12. The method of claim 10, further comprising checking magnitude of one multiple SAO offset value when the SAO type is the band offset, wherein sign of said one multiple SAO offset value is omitted from the sign part of the multiple SAO offset values if the magnitude of said one multiple SAO offset value is zero.

13. The method of claim 10, wherein the sign part of the multiple SAO offset values corresponds to a first group associated with signs of the multiple SAO offset values, and the bypass mode coding or the fixed-length coding is applied to the first group.

14. The method of claim 10, wherein the magnitude part of the multiple SAO offset values corresponds to a second group associated with magnitudes of the multiple SAO offset values, and the entropy coding is applied to the second group.

15. The method of claim 10, wherein the entropy coding corresponds to context adaptive binary arithmetic coding or variable length coding.

16. The method of claim 15, wherein the magnitude part of the multiple SAO offset values is coded using variable length coding, and at least a portion of codewords for the magnitude part corresponds to using unary coding, truncated unary coding, or exponential-Golomb coding.

17. The method of claim 15, wherein the magnitude part of the multiple SAO offset values is coded using context adaptive binary arithmetic coding, and at least a portion of codewords for the magnitude part corresponds to unary binarization, truncated unary binarization, or exponential-Golomb binarization.

18. The method of claim 10, wherein the SAO type further comprises edge offset and the multiple SAO offset values are unsigned values if the SAO type is the edge offset, and the method further comprises applying the entropy coding to the magnitude part of the multiple SAO offset values if the SAO type is the edge offset.

19. An apparatus for decoding SAO (sample adaptive offset) parameters in a video decoder, the apparatus comprising:

means for receiving compressed data associated with a region of a picture from a media or a processor;

means for decoding SAO type from the compressed data, wherein the SAO type comprises band offset;

means for decoding a sign part of multiple SAO offset values from the compressed data if the SAO type is the band offset, wherein the sign part is coded using bypass mode coding or fixed-length coding; and

means for decoding a magnitude part of the multiple SAO offset values if the SAO type is the band offset, wherein the magnitude part is coded using entropy coding.

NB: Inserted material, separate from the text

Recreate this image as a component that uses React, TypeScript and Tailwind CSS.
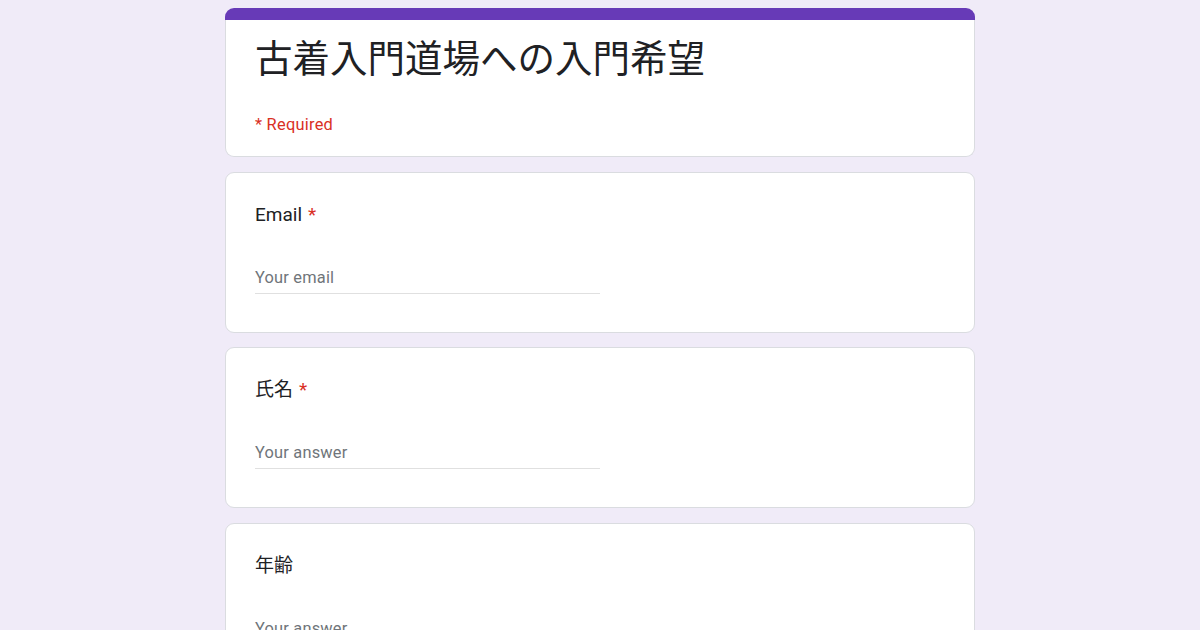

20. An apparatus for coding SAO (sample adaptive offset) parameters in a video encoder, the apparatus comprising:

means for receiving SAO parameters associated with a region of a picture from a media or a processor, wherein the SAO parameters comprise a SAO type and multiple SAO offset values, the SAO type comprises band offset, and the multiple SAO offset values are signed values if the SAO type is the band offset;

means for encoding the SAO type;

means for applying bypass mode coding or fixed-length coding to a sign part of the multiple SAO offset values if the SAO type is the band offset; and

means for applying entropy coding to a magnitude part of the multiple SAO offset values if the SAO type is the band offset.